▶ Data block:
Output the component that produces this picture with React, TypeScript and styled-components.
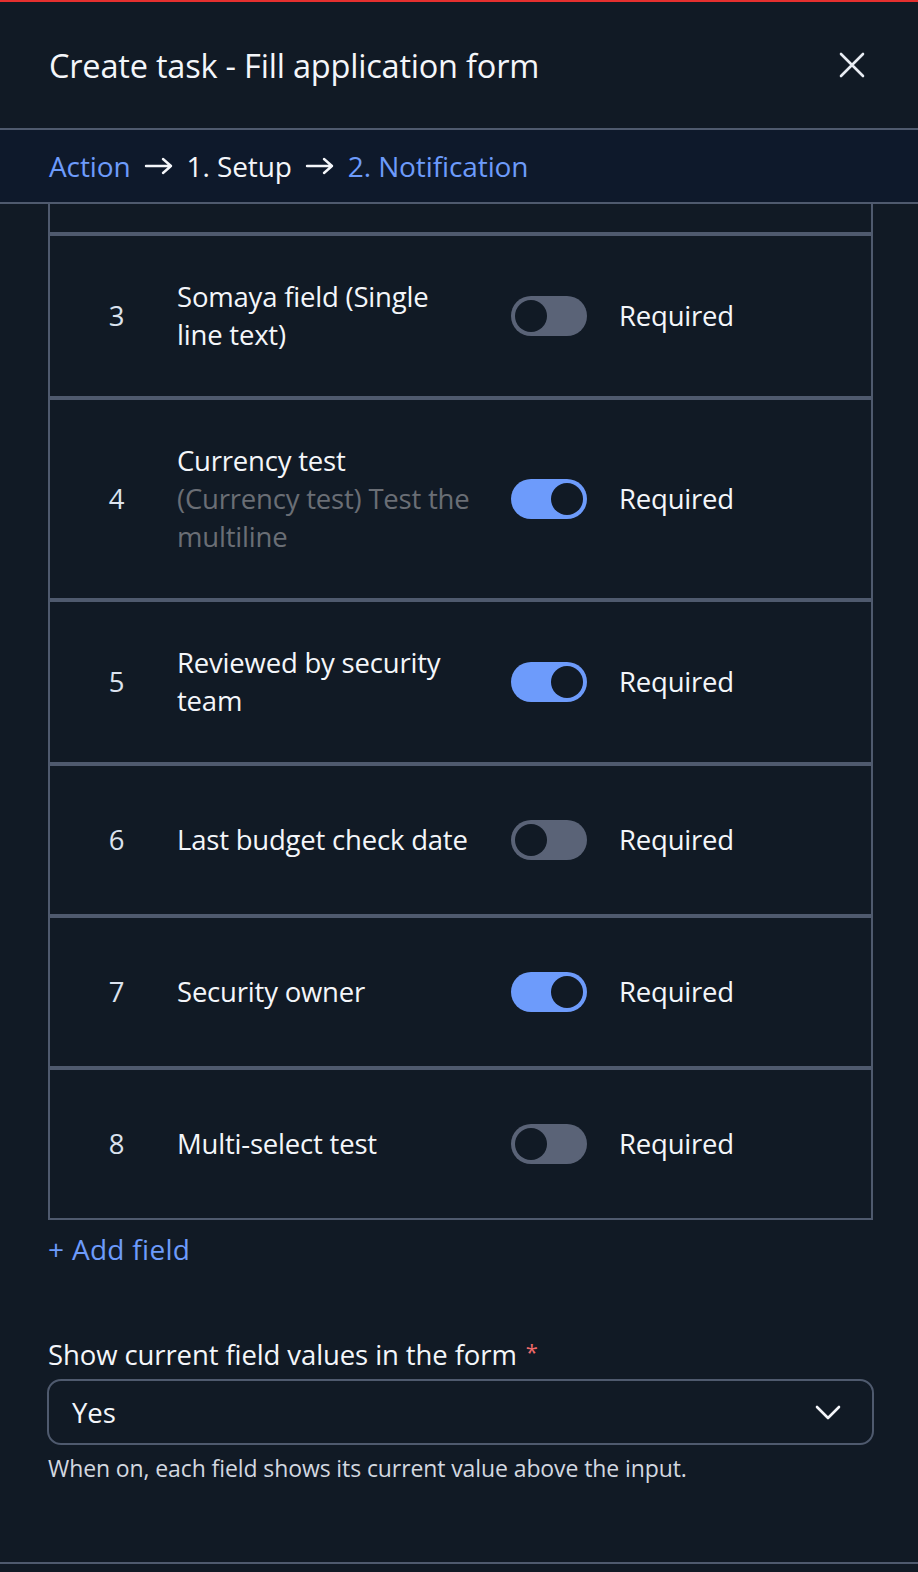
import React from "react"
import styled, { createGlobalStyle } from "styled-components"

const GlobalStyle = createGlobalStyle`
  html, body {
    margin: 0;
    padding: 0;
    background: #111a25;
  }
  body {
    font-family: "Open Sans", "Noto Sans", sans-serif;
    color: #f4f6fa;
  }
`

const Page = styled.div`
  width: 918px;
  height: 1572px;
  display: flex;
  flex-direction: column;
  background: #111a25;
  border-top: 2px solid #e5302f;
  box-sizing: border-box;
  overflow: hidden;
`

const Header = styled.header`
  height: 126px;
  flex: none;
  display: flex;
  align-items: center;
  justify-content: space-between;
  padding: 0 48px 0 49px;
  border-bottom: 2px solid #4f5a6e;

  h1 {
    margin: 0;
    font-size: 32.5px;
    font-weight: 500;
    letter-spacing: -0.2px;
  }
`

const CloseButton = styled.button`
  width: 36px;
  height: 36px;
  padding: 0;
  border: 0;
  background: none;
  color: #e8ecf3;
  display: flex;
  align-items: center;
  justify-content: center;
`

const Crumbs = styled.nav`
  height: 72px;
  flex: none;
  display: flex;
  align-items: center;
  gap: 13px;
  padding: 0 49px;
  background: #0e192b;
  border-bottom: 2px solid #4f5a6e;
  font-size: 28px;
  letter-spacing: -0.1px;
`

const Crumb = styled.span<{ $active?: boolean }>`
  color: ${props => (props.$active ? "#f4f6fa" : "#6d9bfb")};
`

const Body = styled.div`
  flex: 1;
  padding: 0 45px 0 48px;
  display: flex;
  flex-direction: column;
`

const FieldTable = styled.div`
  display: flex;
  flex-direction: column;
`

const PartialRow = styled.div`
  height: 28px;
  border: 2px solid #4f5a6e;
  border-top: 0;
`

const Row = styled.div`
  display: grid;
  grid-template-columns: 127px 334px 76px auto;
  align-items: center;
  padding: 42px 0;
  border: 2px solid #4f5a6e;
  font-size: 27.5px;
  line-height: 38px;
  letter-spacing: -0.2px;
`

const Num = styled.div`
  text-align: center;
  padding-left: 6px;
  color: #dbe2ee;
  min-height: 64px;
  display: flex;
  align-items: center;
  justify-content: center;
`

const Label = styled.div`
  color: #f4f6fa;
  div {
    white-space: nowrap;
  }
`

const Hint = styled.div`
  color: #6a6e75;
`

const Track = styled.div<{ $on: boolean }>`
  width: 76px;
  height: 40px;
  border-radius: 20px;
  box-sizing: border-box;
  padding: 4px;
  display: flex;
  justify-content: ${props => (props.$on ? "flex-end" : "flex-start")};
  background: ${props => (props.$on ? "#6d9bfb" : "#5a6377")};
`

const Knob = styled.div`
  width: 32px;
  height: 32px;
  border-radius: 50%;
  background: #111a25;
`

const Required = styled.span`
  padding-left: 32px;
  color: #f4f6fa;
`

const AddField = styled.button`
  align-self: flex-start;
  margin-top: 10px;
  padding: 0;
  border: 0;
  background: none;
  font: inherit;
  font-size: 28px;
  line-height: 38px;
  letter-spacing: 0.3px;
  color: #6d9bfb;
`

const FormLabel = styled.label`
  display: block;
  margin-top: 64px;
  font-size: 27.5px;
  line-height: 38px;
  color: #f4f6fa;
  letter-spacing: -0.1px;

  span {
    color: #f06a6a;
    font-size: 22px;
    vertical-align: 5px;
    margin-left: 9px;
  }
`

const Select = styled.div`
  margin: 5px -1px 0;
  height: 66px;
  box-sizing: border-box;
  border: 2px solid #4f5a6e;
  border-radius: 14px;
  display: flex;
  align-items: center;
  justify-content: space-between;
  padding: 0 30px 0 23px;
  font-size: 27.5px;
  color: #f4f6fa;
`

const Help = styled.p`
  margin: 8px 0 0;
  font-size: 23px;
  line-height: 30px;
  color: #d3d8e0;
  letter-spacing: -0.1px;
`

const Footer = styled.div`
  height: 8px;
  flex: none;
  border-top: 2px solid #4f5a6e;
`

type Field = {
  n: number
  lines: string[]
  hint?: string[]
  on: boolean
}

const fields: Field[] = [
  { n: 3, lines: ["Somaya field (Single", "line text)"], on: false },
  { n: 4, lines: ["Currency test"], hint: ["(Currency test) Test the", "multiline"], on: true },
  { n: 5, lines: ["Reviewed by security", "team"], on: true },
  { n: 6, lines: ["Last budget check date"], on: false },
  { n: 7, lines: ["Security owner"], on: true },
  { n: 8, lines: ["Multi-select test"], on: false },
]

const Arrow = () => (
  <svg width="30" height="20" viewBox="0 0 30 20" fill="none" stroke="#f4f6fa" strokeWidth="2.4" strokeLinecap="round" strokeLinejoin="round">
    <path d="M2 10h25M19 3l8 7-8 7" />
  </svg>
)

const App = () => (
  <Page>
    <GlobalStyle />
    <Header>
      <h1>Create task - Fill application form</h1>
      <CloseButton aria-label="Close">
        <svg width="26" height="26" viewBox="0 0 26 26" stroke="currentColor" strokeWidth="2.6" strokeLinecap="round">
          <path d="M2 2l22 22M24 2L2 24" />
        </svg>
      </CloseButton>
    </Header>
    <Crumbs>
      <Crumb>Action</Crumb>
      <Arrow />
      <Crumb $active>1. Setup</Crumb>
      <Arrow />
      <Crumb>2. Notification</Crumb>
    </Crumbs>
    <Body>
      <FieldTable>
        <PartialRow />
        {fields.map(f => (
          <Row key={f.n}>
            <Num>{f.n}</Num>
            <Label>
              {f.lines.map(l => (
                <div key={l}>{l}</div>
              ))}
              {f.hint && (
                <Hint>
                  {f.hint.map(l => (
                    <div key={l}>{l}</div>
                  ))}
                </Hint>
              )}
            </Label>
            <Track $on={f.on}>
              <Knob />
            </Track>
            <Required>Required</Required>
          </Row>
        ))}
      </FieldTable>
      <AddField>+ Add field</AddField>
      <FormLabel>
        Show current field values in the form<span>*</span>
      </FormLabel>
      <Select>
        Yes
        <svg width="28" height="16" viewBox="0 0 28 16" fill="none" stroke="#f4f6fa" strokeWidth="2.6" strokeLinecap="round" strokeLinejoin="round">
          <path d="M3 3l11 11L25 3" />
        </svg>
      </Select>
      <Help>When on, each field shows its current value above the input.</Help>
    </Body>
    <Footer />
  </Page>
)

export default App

▶ What is needed: Extract every line that has the string "React" in it.

▶ The answer:
Output the component that produces this picture with React, TypeScript and styled-components.
import React from "react"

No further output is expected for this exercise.